**Short task:**
Quote the whole listing exactly. Leave the pictures out of your copy.

▼

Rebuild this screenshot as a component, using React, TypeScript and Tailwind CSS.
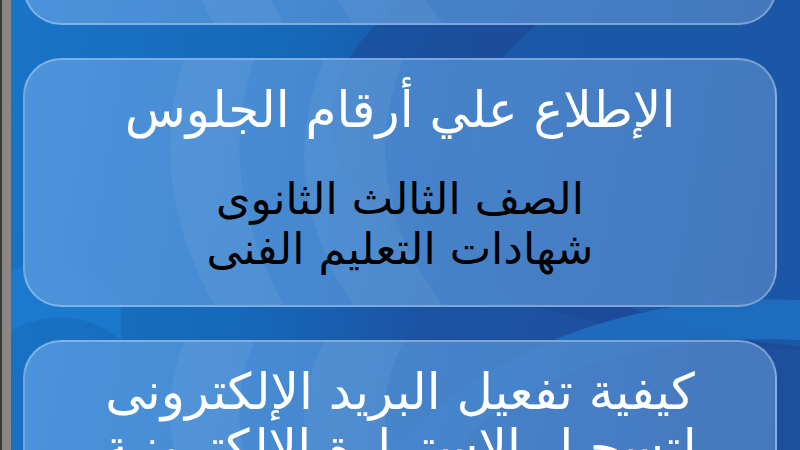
import React from "react";

const font = { fontFamily: '"DejaVu Sans", "Noto Sans", sans-serif' };

function Card({ children, className = "" }: { children?: React.ReactNode; className?: string }) {
  return (
    <div
      className={`relative overflow-hidden w-[754px] shrink-0 rounded-[38px] border-2 border-white/30 bg-[linear-gradient(100deg,rgba(82,152,222,0.88)_0%,rgba(76,140,210,0.88)_45%,rgba(74,124,192,0.9)_100%)] flex flex-col items-center ${className}`}
    >
      <svg className="absolute inset-0 w-full h-full pointer-events-none" viewBox="0 0 754 250" preserveAspectRatio="none">
        <path d="M160 0 Q120 120 190 250 L260 250 Q190 120 230 0 Z" fill="#ffffff" fillOpacity="0.06" />
        <path d="M300 0 Q250 130 330 250 L420 250 Q330 130 380 0 Z" fill="#ffffff" fillOpacity="0.05" />
      </svg>
      <div className="relative flex flex-col items-center">{children}</div>
    </div>
  );
}

export default function App() {
  return (
    <div className="w-[800px] h-[450px] overflow-hidden flex bg-[#1b5fae]" dir="ltr" style={font}>
      <div className="w-[11px] h-full flex shrink-0">
        <div className="w-[2px] h-full bg-[#3a3a3a]" />
        <div className="w-[9px] h-full bg-[#8a8787]" />
      </div>
      <div className="relative flex-1 h-full overflow-hidden bg-[linear-gradient(100deg,#1a74c8_0%,#1667b8_35%,#1d52a2_55%,#1e4f9d_100%)]">
        <svg className="absolute inset-0 w-full h-full" viewBox="0 0 789 450" preserveAspectRatio="none">
          <ellipse cx="820" cy="120" rx="500" ry="230" fill="#1c4894" fillOpacity="0.55" />
          <ellipse cx="860" cy="140" rx="400" ry="210" fill="#1b5cac" fillOpacity="0.7" />
          <path d="M440 450 Q560 330 789 340 L789 300 Q540 290 380 450 Z" fill="#1f72c4" fillOpacity="0.8" />
          <path d="M0 270 Q60 250 110 300 L110 340 Q60 300 0 330 Z" fill="#1c80d6" fillOpacity="0.6" />
        </svg>
        <div className="relative flex flex-col items-start gap-[33px] pl-[12px] mt-[-200px]">
          <Card className="h-[225px]" />
          <Card className="h-[249px]">
            <div className="mt-[22px] text-white text-[50px] leading-[56px] whitespace-nowrap" dir="rtl">
              الإطلاع علي أرقام الجلوس
            </div>
            <div className="mt-[36px] text-black text-[44px] leading-[50px] text-center whitespace-nowrap" dir="rtl">
              <div>الصف الثالث الثانوى</div>
              <div>شهادات التعليم الفنى</div>
            </div>
          </Card>
          <Card className="h-[200px]">
            <div className="mt-[22px] text-white text-[50px] leading-[56px] text-center whitespace-nowrap" dir="rtl">
              <div>كيفية تفعيل البريد الإلكترونى</div>
              <div>لتسجيل الاستمارة الإلكترونية</div>
            </div>
          </Card>
        </div>
      </div>
    </div>
  );
}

▲

**Result of the exercise:**
Rebuild this screenshot as a component, using React, TypeScript and Tailwind CSS.
import React from "react";

const font = { fontFamily: '"DejaVu Sans", "Noto Sans", sans-serif' };

function Card({ children, className = "" }: { children?: React.ReactNode; className?: string }) {
  return (
    <div
      className={`relative overflow-hidden w-[754px] shrink-0 rounded-[38px] border-2 border-white/30 bg-[linear-gradient(100deg,rgba(82,152,222,0.88)_0%,rgba(76,140,210,0.88)_45%,rgba(74,124,192,0.9)_100%)] flex flex-col items-center ${className}`}
    >
      <svg className="absolute inset-0 w-full h-full pointer-events-none" viewBox="0 0 754 250" preserveAspectRatio="none">
        <path d="M160 0 Q120 120 190 250 L260 250 Q190 120 230 0 Z" fill="#ffffff" fillOpacity="0.06" />
        <path d="M300 0 Q250 130 330 250 L420 250 Q330 130 380 0 Z" fill="#ffffff" fillOpacity="0.05" />
      </svg>
      <div className="relative flex flex-col items-center">{children}</div>
    </div>
  );
}

export default function App() {
  return (
    <div className="w-[800px] h-[450px] overflow-hidden flex bg-[#1b5fae]" dir="ltr" style={font}>
      <div className="w-[11px] h-full flex shrink-0">
        <div className="w-[2px] h-full bg-[#3a3a3a]" />
        <div className="w-[9px] h-full bg-[#8a8787]" />
      </div>
      <div className="relative flex-1 h-full overflow-hidden bg-[linear-gradient(100deg,#1a74c8_0%,#1667b8_35%,#1d52a2_55%,#1e4f9d_100%)]">
        <svg className="absolute inset-0 w-full h-full" viewBox="0 0 789 450" preserveAspectRatio="none">
          <ellipse cx="820" cy="120" rx="500" ry="230" fill="#1c4894" fillOpacity="0.55" />
          <ellipse cx="860" cy="140" rx="400" ry="210" fill="#1b5cac" fillOpacity="0.7" />
          <path d="M440 450 Q560 330 789 340 L789 300 Q540 290 380 450 Z" fill="#1f72c4" fillOpacity="0.8" />
          <path d="M0 270 Q60 250 110 300 L110 340 Q60 300 0 330 Z" fill="#1c80d6" fillOpacity="0.6" />
        </svg>
        <div className="relative flex flex-col items-start gap-[33px] pl-[12px] mt-[-200px]">
          <Card className="h-[225px]" />
          <Card className="h-[249px]">
            <div className="mt-[22px] text-white text-[50px] leading-[56px] whitespace-nowrap" dir="rtl">
              الإطلاع علي أرقام الجلوس
            </div>
            <div className="mt-[36px] text-black text-[44px] leading-[50px] text-center whitespace-nowrap" dir="rtl">
              <div>الصف الثالث الثانوى</div>
              <div>شهادات التعليم الفنى</div>
            </div>
          </Card>
          <Card className="h-[200px]">
            <div className="mt-[22px] text-white text-[50px] leading-[56px] text-center whitespace-nowrap" dir="rtl">
              <div>كيفية تفعيل البريد الإلكترونى</div>
              <div>لتسجيل الاستمارة الإلكترونية</div>
            </div>
          </Card>
        </div>
      </div>
    </div>
  );
}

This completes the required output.